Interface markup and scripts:
"""

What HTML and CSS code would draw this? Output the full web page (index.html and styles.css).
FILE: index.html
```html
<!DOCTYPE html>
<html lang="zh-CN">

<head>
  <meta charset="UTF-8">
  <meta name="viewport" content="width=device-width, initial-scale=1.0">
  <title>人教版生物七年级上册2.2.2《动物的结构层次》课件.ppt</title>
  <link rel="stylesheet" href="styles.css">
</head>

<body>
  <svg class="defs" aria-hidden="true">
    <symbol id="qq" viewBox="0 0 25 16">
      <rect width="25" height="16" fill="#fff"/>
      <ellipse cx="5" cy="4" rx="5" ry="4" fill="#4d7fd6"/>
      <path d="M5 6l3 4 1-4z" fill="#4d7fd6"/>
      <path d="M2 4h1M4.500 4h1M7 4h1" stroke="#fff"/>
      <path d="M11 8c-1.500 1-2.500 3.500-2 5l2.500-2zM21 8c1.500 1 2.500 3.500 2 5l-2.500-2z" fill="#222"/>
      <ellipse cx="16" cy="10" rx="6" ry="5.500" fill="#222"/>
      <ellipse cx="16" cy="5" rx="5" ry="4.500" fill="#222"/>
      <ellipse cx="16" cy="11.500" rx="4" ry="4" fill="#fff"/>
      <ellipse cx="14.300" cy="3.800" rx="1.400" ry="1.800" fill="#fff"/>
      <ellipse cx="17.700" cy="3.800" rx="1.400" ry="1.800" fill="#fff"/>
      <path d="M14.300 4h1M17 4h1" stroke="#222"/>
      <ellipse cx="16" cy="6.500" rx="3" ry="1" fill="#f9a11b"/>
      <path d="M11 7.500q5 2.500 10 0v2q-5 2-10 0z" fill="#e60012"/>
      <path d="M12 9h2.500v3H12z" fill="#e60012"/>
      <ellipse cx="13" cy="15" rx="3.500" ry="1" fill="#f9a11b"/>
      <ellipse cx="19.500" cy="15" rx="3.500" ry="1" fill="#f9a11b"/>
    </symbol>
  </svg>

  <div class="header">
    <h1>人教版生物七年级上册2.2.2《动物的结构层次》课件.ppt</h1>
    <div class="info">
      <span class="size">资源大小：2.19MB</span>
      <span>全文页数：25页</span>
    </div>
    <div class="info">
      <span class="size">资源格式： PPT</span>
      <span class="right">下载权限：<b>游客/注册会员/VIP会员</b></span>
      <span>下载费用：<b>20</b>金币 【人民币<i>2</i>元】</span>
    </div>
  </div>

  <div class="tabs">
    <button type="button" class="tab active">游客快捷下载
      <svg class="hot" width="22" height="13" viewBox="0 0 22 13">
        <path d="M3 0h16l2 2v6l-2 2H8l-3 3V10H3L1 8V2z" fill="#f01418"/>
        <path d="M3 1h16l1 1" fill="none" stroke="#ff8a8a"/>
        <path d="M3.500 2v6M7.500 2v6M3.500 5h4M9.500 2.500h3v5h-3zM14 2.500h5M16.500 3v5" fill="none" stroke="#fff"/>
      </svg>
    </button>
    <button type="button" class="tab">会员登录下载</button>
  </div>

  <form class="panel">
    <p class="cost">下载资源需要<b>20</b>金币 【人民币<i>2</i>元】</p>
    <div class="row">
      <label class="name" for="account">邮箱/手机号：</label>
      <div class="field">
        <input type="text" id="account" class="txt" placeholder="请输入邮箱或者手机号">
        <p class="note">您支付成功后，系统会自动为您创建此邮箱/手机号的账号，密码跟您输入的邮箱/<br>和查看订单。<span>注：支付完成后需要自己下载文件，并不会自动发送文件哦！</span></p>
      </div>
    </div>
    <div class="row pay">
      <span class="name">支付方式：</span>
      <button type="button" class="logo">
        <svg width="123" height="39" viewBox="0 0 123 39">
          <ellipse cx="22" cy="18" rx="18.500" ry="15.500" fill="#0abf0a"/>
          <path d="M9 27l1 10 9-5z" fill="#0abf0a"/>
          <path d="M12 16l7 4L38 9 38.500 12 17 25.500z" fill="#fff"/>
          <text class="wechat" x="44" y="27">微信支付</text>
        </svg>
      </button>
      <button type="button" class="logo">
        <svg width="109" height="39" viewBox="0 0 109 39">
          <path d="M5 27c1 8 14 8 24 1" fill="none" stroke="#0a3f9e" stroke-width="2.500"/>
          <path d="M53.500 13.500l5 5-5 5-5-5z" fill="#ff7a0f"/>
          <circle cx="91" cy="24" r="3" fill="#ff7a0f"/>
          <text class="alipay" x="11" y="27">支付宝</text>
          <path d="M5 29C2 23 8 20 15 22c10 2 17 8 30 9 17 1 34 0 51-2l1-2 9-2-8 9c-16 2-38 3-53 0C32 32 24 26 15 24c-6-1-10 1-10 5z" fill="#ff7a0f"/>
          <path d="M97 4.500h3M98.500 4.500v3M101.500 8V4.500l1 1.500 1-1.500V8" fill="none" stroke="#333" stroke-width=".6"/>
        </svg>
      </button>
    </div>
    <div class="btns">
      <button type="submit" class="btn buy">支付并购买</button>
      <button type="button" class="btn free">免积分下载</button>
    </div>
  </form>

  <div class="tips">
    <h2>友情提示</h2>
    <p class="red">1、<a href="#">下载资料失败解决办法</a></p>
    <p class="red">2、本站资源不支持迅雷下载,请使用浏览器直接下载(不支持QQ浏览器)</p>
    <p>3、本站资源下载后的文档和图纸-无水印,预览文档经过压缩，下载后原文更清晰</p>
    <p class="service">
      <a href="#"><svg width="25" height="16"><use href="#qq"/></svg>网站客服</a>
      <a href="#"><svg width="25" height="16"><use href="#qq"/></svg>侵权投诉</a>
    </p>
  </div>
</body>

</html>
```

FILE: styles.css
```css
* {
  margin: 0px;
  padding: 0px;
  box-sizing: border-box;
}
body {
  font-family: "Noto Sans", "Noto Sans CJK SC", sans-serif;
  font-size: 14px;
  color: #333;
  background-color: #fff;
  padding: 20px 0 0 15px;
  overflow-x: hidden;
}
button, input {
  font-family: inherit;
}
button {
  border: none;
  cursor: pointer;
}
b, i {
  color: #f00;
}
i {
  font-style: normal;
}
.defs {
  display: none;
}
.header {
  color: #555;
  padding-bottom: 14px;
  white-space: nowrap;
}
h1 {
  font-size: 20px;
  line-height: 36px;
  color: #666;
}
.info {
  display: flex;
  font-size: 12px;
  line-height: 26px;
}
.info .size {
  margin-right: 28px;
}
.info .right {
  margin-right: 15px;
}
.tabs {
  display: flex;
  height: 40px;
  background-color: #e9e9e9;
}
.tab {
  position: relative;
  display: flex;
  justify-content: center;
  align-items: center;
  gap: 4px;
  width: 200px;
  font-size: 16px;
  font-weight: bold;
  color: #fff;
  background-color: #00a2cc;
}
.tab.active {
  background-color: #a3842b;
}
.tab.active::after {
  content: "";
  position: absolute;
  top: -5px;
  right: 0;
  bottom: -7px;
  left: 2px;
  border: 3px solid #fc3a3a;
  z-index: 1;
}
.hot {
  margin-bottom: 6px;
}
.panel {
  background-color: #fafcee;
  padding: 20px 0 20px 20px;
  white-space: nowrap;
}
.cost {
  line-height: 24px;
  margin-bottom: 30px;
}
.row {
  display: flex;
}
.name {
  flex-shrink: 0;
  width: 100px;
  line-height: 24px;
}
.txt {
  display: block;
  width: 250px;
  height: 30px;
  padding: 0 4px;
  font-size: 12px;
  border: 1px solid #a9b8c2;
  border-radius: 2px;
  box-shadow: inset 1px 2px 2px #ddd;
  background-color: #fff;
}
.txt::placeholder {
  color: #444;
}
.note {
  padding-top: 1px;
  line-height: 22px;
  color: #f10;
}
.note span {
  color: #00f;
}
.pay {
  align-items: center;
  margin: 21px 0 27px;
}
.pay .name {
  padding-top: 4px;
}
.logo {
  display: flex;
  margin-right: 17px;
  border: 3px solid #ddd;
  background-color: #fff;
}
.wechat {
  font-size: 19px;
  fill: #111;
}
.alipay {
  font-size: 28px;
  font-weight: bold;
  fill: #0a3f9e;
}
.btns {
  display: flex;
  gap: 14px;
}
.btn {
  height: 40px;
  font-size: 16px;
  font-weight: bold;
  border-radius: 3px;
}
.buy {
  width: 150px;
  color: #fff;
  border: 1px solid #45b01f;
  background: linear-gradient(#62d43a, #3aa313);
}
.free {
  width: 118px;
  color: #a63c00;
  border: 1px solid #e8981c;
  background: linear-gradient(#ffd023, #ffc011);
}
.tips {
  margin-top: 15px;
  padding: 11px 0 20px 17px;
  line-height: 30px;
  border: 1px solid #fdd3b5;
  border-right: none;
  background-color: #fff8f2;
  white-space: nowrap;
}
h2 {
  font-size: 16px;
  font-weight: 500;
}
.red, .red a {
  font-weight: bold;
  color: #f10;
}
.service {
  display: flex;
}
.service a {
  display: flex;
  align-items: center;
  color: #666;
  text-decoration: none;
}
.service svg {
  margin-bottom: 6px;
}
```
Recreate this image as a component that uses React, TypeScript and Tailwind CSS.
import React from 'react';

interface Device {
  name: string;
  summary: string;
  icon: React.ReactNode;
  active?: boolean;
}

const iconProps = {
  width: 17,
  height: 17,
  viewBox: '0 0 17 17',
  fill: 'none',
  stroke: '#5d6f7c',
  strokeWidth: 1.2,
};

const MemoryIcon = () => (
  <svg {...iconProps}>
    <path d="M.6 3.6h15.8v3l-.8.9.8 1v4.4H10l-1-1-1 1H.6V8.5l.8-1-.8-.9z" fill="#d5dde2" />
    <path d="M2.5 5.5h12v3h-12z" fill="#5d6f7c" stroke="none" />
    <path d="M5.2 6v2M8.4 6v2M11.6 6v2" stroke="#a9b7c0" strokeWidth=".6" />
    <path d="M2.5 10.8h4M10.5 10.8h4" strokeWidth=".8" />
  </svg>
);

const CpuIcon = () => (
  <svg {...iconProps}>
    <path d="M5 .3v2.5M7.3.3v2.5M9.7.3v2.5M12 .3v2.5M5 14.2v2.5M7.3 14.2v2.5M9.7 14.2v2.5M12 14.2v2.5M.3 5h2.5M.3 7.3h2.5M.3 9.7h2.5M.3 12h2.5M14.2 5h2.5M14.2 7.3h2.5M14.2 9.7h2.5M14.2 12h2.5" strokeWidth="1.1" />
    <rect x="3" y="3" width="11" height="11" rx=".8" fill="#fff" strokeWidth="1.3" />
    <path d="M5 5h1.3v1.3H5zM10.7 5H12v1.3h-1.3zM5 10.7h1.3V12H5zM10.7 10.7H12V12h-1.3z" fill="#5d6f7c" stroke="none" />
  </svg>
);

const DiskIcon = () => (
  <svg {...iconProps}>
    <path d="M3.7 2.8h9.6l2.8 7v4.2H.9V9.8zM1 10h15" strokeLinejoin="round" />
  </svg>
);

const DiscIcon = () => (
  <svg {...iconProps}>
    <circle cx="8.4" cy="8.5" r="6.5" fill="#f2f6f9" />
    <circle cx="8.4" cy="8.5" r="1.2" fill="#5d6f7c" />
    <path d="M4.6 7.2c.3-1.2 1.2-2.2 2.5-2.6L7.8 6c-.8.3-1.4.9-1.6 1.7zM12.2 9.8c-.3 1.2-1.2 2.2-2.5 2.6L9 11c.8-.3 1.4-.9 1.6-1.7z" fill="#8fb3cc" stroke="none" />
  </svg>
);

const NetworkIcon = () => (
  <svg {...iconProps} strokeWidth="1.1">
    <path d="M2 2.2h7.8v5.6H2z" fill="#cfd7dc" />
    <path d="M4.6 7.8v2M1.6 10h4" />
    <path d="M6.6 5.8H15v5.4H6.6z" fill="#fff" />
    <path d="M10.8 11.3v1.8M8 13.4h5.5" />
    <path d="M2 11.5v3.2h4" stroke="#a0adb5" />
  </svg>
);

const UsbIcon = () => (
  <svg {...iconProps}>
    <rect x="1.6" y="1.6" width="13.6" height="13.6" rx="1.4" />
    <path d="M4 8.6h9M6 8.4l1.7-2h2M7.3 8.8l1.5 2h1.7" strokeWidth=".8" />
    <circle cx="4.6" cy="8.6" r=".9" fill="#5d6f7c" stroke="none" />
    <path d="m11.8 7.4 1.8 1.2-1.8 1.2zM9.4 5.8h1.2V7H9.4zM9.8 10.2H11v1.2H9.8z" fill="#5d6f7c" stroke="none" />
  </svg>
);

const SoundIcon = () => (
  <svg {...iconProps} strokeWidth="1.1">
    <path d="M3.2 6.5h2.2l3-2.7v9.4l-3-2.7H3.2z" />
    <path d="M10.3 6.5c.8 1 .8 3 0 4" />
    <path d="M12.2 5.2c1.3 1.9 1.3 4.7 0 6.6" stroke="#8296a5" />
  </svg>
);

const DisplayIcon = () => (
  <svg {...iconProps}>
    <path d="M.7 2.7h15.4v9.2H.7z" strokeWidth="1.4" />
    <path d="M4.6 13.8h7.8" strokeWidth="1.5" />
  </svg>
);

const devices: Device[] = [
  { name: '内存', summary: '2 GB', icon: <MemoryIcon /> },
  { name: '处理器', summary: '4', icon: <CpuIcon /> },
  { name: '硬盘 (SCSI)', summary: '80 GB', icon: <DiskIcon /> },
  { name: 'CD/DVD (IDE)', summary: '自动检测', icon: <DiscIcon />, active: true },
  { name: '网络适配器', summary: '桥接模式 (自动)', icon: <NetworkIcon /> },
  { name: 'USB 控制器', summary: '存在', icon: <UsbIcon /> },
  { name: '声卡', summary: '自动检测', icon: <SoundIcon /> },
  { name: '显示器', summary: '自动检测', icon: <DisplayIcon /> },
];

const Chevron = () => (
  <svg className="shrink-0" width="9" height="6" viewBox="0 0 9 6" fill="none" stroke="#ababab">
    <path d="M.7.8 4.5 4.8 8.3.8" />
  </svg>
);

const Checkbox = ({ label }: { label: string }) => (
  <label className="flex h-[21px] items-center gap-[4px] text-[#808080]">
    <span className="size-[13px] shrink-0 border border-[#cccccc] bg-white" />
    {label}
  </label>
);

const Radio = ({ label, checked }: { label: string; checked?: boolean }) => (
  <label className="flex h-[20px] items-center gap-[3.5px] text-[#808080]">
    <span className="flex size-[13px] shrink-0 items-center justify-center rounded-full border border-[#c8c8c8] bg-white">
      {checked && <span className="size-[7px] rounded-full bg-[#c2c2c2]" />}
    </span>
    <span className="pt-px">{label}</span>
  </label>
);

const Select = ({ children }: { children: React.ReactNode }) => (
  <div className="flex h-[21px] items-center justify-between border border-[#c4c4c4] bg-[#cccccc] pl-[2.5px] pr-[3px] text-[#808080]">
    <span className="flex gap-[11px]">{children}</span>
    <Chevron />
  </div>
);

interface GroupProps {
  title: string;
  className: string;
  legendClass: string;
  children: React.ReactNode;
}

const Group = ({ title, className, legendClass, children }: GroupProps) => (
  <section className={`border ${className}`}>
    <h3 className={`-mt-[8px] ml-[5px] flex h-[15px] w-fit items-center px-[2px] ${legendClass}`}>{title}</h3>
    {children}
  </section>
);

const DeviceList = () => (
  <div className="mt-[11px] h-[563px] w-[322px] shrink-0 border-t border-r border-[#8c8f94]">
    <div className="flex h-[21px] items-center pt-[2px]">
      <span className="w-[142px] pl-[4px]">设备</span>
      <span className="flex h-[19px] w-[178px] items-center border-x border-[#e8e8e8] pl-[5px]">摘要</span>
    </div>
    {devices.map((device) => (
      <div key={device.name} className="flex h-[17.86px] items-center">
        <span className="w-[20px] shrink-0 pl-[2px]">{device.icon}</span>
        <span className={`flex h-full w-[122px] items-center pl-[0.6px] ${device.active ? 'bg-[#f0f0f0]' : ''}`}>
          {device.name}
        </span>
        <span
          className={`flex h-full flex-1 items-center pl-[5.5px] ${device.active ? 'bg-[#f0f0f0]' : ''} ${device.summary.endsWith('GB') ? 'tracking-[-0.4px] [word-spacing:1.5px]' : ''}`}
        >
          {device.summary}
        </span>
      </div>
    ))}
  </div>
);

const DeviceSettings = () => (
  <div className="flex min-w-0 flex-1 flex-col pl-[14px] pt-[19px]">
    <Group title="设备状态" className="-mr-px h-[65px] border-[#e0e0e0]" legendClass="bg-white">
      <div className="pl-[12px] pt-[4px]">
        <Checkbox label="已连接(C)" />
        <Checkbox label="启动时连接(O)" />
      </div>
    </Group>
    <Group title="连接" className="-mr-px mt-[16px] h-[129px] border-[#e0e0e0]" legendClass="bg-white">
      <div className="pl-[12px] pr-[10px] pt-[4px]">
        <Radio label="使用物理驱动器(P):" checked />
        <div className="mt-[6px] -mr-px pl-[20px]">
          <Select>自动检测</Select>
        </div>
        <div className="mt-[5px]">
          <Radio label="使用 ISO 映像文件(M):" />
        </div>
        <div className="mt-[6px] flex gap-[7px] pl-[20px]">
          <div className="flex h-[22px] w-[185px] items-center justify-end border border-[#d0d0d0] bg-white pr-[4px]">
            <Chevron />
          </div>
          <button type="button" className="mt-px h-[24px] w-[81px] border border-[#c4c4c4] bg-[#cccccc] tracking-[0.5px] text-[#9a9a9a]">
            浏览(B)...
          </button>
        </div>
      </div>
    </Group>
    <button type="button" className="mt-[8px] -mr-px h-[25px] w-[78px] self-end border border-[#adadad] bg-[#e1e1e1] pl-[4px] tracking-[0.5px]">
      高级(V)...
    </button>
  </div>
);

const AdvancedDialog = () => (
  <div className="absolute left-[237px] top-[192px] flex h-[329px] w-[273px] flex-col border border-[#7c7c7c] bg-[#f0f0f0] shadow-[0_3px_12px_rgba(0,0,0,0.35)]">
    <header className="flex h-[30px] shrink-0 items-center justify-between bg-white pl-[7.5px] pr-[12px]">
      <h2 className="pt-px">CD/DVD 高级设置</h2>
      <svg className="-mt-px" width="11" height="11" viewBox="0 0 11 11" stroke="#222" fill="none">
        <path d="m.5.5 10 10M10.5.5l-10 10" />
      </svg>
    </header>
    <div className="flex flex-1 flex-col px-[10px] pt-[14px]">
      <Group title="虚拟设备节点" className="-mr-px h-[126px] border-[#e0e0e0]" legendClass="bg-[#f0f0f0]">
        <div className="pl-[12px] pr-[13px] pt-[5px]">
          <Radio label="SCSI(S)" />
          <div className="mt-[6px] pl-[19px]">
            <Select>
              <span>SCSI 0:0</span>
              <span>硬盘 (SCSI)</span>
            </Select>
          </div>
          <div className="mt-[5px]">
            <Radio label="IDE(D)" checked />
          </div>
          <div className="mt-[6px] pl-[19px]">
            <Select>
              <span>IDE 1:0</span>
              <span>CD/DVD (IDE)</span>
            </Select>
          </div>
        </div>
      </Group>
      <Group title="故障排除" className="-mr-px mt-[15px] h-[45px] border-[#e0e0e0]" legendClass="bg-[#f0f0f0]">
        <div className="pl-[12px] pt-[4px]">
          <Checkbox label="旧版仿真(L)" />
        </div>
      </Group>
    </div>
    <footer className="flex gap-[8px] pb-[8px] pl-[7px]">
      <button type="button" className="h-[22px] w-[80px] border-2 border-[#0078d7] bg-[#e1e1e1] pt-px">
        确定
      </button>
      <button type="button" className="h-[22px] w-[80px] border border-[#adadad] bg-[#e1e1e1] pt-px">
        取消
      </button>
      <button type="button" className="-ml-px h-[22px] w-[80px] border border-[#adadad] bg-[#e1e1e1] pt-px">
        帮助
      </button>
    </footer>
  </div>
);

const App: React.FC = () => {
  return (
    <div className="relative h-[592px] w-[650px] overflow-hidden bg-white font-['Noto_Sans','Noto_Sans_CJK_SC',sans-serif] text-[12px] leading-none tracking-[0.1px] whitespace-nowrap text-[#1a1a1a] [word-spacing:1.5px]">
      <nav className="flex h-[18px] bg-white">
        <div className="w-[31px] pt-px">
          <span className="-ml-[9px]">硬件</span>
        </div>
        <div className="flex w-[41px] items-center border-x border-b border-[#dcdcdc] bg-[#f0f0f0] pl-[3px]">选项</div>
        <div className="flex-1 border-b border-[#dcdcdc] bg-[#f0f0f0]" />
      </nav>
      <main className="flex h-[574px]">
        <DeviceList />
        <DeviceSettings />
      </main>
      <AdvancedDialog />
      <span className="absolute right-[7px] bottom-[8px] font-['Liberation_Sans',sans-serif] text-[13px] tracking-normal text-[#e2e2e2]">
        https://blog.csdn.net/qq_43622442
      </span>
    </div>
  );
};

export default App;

"""

**What to produce:**
Find how many lines hold the string "full", and state that number alone.

**Answer:**
5